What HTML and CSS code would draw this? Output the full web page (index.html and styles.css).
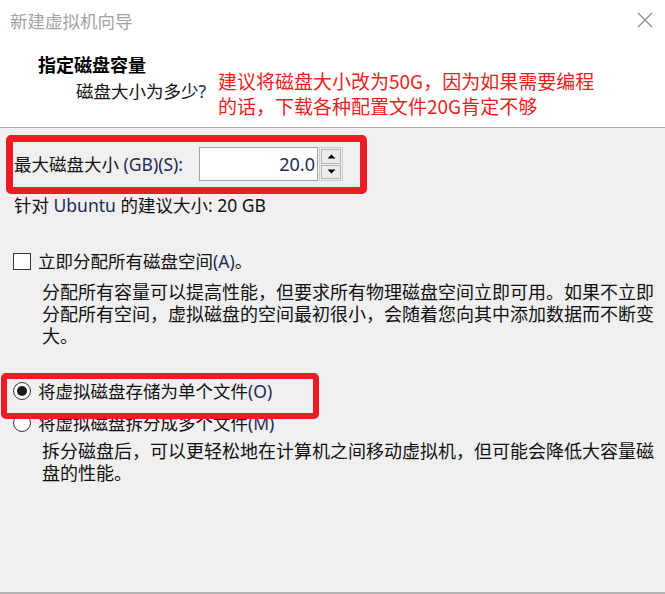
FILE: index.html
```html
<!DOCTYPE html>
<html lang="zh-CN">
<head>
<meta charset="utf-8">
<title>新建虚拟机向导</title>
<link rel="stylesheet" href="styles.css">
</head>
<body>
<div class="dialog">
  <header class="header">
    <div class="titlebar">
      <span class="title">新建虚拟机向导</span>
      <svg class="close" width="16" height="16" viewBox="0 0 16 16"><path d="M1 1L15 15M15 1L1 15" stroke="#8c8c8c" stroke-width="1.2" fill="none"/></svg>
    </div>
    <h1 class="heading">指定磁盘容量</h1>
    <p class="subheading">磁盘大小为多少<span class="lat">?</span></p>
    <div class="note">建议将磁盘大小改为50G，因为如果需要编程<br>的话，下载各种配置文件20G肯定不够</div>
  </header>
  <main class="content">
    <div class="size-row">
      <label class="size-label">最大磁盘大小 <span class="lat">(GB)(S):</span></label>
      <div class="spin">
        <div class="spin-input"><span class="lat">20.0</span></div>
        <div class="spin-buttons">
          <div class="spin-btn"><svg width="9" height="5" viewBox="0 0 9 5"><path d="M0.5 4.5L4.5 0.5L8.5 4.5Z" fill="#000"/></svg></div>
          <div class="spin-btn"><svg width="9" height="5" viewBox="0 0 9 5"><path d="M0.5 0.5L4.5 4.5L8.5 0.5Z" fill="#000"/></svg></div>
        </div>
      </div>
    </div>
    <p class="recommend">针对 <span class="lat">Ubuntu</span> 的建议大小: 20 GB</p>
    <div class="option-row check-row">
      <span class="checkbox"></span>
      <span class="option-label">立即分配所有磁盘空间<span class="lat">(A)</span>。</span>
    </div>
    <p class="desc desc-alloc">分配所有容量可以提高性能，但要求所有物理磁盘空间立即可用。如果不立即分配所有空间，虚拟磁盘的空间最初很小，会随着您向其中添加数据而不断变大。</p>
    <div class="option-row radio-row radio-first">
      <span class="radio checked"></span>
      <span class="option-label">将虚拟磁盘存储为单个文件<span class="lat">(O)</span></span>
    </div>
    <div class="option-row radio-row radio-second">
      <span class="radio"></span>
      <span class="option-label">将虚拟磁盘拆分成多个文件<span class="lat">(M)</span></span>
    </div>
    <p class="desc desc-split">拆分磁盘后，可以更轻松地在计算机之间移动虚拟机，但可能会降低大容量磁盘的性能。</p>
  </main>
  <div class="footer-line"></div>
  <div class="mark mark-size"></div>
  <div class="mark mark-radio"></div>
</div>
</body>
</html>
```
FILE: styles.css
```css
* { box-sizing: border-box; }
html, body { margin: 0; padding: 0; }
body {
  width: 665px;
  height: 594px;
  overflow: hidden;
  background: #f0f0f0;
  font-family: "Noto Sans", "Noto Sans CJK SC", sans-serif;
  color: #111;
}
.dialog {
  position: relative;
  width: 665px;
  height: 594px;
  display: flex;
  flex-direction: column;
}
.lat { color: #1f2a58; }

/* header */
.header {
  position: relative;
  height: 128px;
  background: #ffffff;
  border-bottom: 1px solid #a9a9a9;
  flex: none;
}
.titlebar {
  display: flex;
  justify-content: space-between;
  align-items: flex-start;
  padding: 10px 12px 0 10px;
  height: 32px;
}
.title {
  font-size: 17.5px;
  line-height: 22px;
  color: #a3a3a3;
}
.close { margin-top: 2px; }
.heading {
  margin: 22px 0 0 38px;
  font-size: 18px;
  line-height: 22px;
  font-weight: bold;
  color: #000;
}
.subheading {
  margin: 4px 0 0 76px;
  font-size: 17.5px;
  line-height: 22px;
  color: #111;
}
.note {
  position: absolute;
  left: 218px;
  top: 68px;
  font-family: "Noto Sans CJK SC", sans-serif;
  font-size: 19px;
  line-height: 25px;
  color: #f01c1c;
  white-space: nowrap;
}

/* content */
.content {
  flex: 1;
  padding-top: 19px;
}
.size-row {
  display: flex;
  align-items: center;
  padding-left: 14px;
}
.size-label {
  width: 185px;
  font-size: 17.5px;
  line-height: 22px;
  white-space: nowrap;
}
.spin {
  display: flex;
  height: 34px;
}
.spin-input {
  width: 119px;
  height: 34px;
  background: #fff;
  border: 1px solid #a2a2a2;
  text-align: right;
  padding-right: 2px;
  font-size: 18px;
  line-height: 32px;
}
.spin-buttons {
  width: 24px;
  height: 34px;
  margin-left: 1px;
  border: 1px solid #cfcfcf;
  display: flex;
  flex-direction: column;
  padding: 1px;
  gap: 1px;
}
.spin-btn {
  flex: 1;
  border: 1px solid #b4b4b4;
  background: #ececec;
  display: flex;
  align-items: center;
  justify-content: center;
}
.recommend {
  margin: 13px 0 0 14px;
  font-size: 17.5px;
  line-height: 22px;
}
.option-row {
  display: flex;
  align-items: center;
  height: 22px;
  padding-left: 13px;
}
.option-label {
  font-size: 17.5px;
  line-height: 22px;
  margin-left: 7px;
}
.check-row { margin-top: 34px; }
.checkbox {
  width: 18px;
  height: 17px;
  background: #fff;
  border: 1px solid #333;
}
.radio {
  width: 18px;
  height: 18px;
  border-radius: 50%;
  background: #fff;
  border: 1px solid #333;
  display: flex;
  align-items: center;
  justify-content: center;
}
.radio.checked::after {
  content: "";
  width: 10px;
  height: 10px;
  border-radius: 50%;
  background: #1a1a1a;
}
.radio-first { margin-top: 34px; }
.radio-second { margin-top: 10px; }
.desc {
  margin: 0 0 0 42px;
  width: 623px;
  font-family: "Noto Sans CJK SC", sans-serif;
  font-size: 18px;
  line-height: 22px;
  color: #111;
}
.desc-alloc { margin-top: 8px; }
.desc-split { margin-top: 5px; }

.footer-line {
  flex: none;
  height: 2px;
  background: #b3b3b3;
}

/* annotation overlays */
.mark {
  position: absolute;
  border: 7px solid #ed1c24;
  border-radius: 5px;
}
.mark-size {
  left: 6px;
  top: 135px;
  width: 361px;
  height: 59px;
}
.mark-radio {
  left: 1px;
  top: 373px;
  width: 318px;
  height: 46px;
  border-width: 6px;
}
```
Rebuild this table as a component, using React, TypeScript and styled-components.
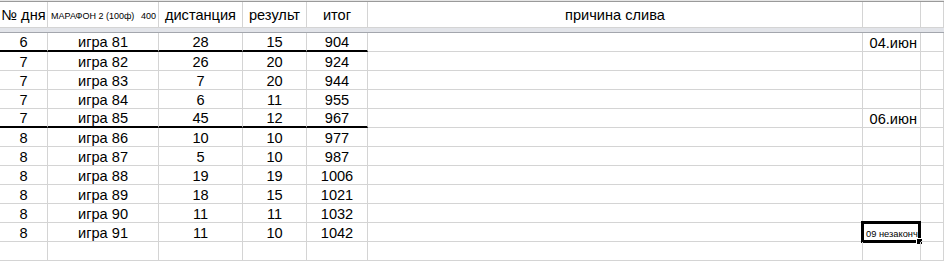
import React from "react";
import styled, { createGlobalStyle } from "styled-components";

const Global = createGlobalStyle`
  html, body { margin: 0; padding: 0; background: #fff; }
  body { font-family: Arial, "Liberation Sans", sans-serif; color: #000; }
`;

const COLS = "48px 111px 84px 64px 61px 495px 58px 23px";
const GRID = "#d4d4d4";

const Sheet = styled.div`
  width: 944px;
  height: 263px;
  overflow: hidden;
  border-top: 1px solid #e6e6e6;
`;

const TopRule = styled.div`
  height: 1px;
  background: #9a9a9a;
`;

const Row = styled.div<{ $h: number }>`
  display: grid;
  grid-template-columns: ${COLS};
  height: ${(p) => p.$h}px;
`;

const Cell = styled.div<{ $align?: "left" | "center" | "right"; $thick?: boolean; $valign?: "center" | "end" }>`
  box-sizing: border-box;
  position: relative;
  display: flex;
  align-items: ${(p) => (p.$valign === "end" ? "flex-end" : "center")};
  justify-content: ${(p) =>
    p.$align === "left" ? "flex-start" : p.$align === "right" ? "flex-end" : "center"};
  border-right: 1px solid ${GRID};
  border-bottom: ${(p) => (p.$thick ? "2px solid #000" : `1px solid ${GRID}`)};
  font-size: 14.6px;
  line-height: 16px;
  white-space: nowrap;
  padding: 1px 3px 0;
`;

const SmallHead = styled(Cell)`
  justify-content: space-between;
  font-size: 9px;
  line-height: 10px;
  padding: 0 2px 6px 3px;
`;

const Band = styled.div`
  height: 4px;
  background: #e2e4e9;
  border-bottom: 1px solid #a3a6ad;
`;

const Selection = styled.div`
  position: absolute;
  left: -2px;
  top: -2px;
  right: -1px;
  bottom: -2px;
  border: 3px solid #000;
  box-sizing: border-box;
  pointer-events: none;
`;

const Handle = styled.div`
  position: absolute;
  right: -5px;
  bottom: -5px;
  width: 5px;
  height: 5px;
  background: #000;
  border: 1px solid #fff;
`;

const SmallText = styled.span`
  font-size: 9.3px;
  line-height: 10px;
  padding-bottom: 2px;
`;

type Data = { day: string; game: string; dist: string; res: string; total: string; date?: string; note?: string; thick?: boolean };

const rows: Data[] = [
  { day: "6", game: "игра 81", dist: "28", res: "15", total: "904", date: "04.июн", thick: true },
  { day: "7", game: "игра 82", dist: "26", res: "20", total: "924" },
  { day: "7", game: "игра 83", dist: "7", res: "20", total: "944" },
  { day: "7", game: "игра 84", dist: "6", res: "11", total: "955" },
  { day: "7", game: "игра 85", dist: "45", res: "12", total: "967", date: "06.июн", thick: true },
  { day: "8", game: "игра 86", dist: "10", res: "10", total: "977" },
  { day: "8", game: "игра 87", dist: "5", res: "10", total: "987" },
  { day: "8", game: "игра 88", dist: "19", res: "19", total: "1006" },
  { day: "8", game: "игра 89", dist: "18", res: "15", total: "1021" },
  { day: "8", game: "игра 90", dist: "11", res: "11", total: "1032" },
  { day: "8", game: "игра 91", dist: "11", res: "10", total: "1042", note: "09 незаконч" },
  { day: "", game: "", dist: "", res: "", total: "" },
];

export default function App() {
  return (
    <>
      <Global />
      <Sheet>
        <TopRule />
        <Row $h={26}>
          <Cell>№ дня</Cell>
          <SmallHead $valign="end">
            <span>МАРАФОН 2 (100ф)</span>
            <span>400</span>
          </SmallHead>
          <Cell>дистанция</Cell>
          <Cell>результ</Cell>
          <Cell>итог</Cell>
          <Cell>причина слива</Cell>
          <Cell />
          <Cell />
        </Row>
        <Band />
        {rows.map((r, i) => (
          <Row $h={19} key={i}>
            <Cell $thick={r.thick}>{r.day}</Cell>
            <Cell $thick={r.thick}>{r.game}</Cell>
            <Cell $thick={r.thick}>{r.dist}</Cell>
            <Cell $thick={r.thick}>{r.res}</Cell>
            <Cell $thick={r.thick}>{r.total}</Cell>
            <Cell />
            {r.note ? (
              <Cell $align="left" $valign="end">
                <SmallText>{r.note}</SmallText>
                <Selection>
                  <Handle />
                </Selection>
              </Cell>
            ) : (
              <Cell $align="right">{r.date}</Cell>
            )}
            <Cell />
          </Row>
        ))}
      </Sheet>
    </>
  );
}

------------------------------------

Only the lines from the one containing "Rebuild this table" down to the one containing "string; game: string;" should be copied, exactly and with both ends kept. Drop the pictures.

◆ **RESULT FOR THIS TASK**:
Rebuild this table as a component, using React, TypeScript and styled-components.
import React from "react";
import styled, { createGlobalStyle } from "styled-components";

const Global = createGlobalStyle`
  html, body { margin: 0; padding: 0; background: #fff; }
  body { font-family: Arial, "Liberation Sans", sans-serif; color: #000; }
`;

const COLS = "48px 111px 84px 64px 61px 495px 58px 23px";
const GRID = "#d4d4d4";

const Sheet = styled.div`
  width: 944px;
  height: 263px;
  overflow: hidden;
  border-top: 1px solid #e6e6e6;
`;

const TopRule = styled.div`
  height: 1px;
  background: #9a9a9a;
`;

const Row = styled.div<{ $h: number }>`
  display: grid;
  grid-template-columns: ${COLS};
  height: ${(p) => p.$h}px;
`;

const Cell = styled.div<{ $align?: "left" | "center" | "right"; $thick?: boolean; $valign?: "center" | "end" }>`
  box-sizing: border-box;
  position: relative;
  display: flex;
  align-items: ${(p) => (p.$valign === "end" ? "flex-end" : "center")};
  justify-content: ${(p) =>
    p.$align === "left" ? "flex-start" : p.$align === "right" ? "flex-end" : "center"};
  border-right: 1px solid ${GRID};
  border-bottom: ${(p) => (p.$thick ? "2px solid #000" : `1px solid ${GRID}`)};
  font-size: 14.6px;
  line-height: 16px;
  white-space: nowrap;
  padding: 1px 3px 0;
`;

const SmallHead = styled(Cell)`
  justify-content: space-between;
  font-size: 9px;
  line-height: 10px;
  padding: 0 2px 6px 3px;
`;

const Band = styled.div`
  height: 4px;
  background: #e2e4e9;
  border-bottom: 1px solid #a3a6ad;
`;

const Selection = styled.div`
  position: absolute;
  left: -2px;
  top: -2px;
  right: -1px;
  bottom: -2px;
  border: 3px solid #000;
  box-sizing: border-box;
  pointer-events: none;
`;

const Handle = styled.div`
  position: absolute;
  right: -5px;
  bottom: -5px;
  width: 5px;
  height: 5px;
  background: #000;
  border: 1px solid #fff;
`;

const SmallText = styled.span`
  font-size: 9.3px;
  line-height: 10px;
  padding-bottom: 2px;
`;

type Data = { day: string; game: string; dist: string; res: string; total: string; date?: string; note?: string; thick?: boolean };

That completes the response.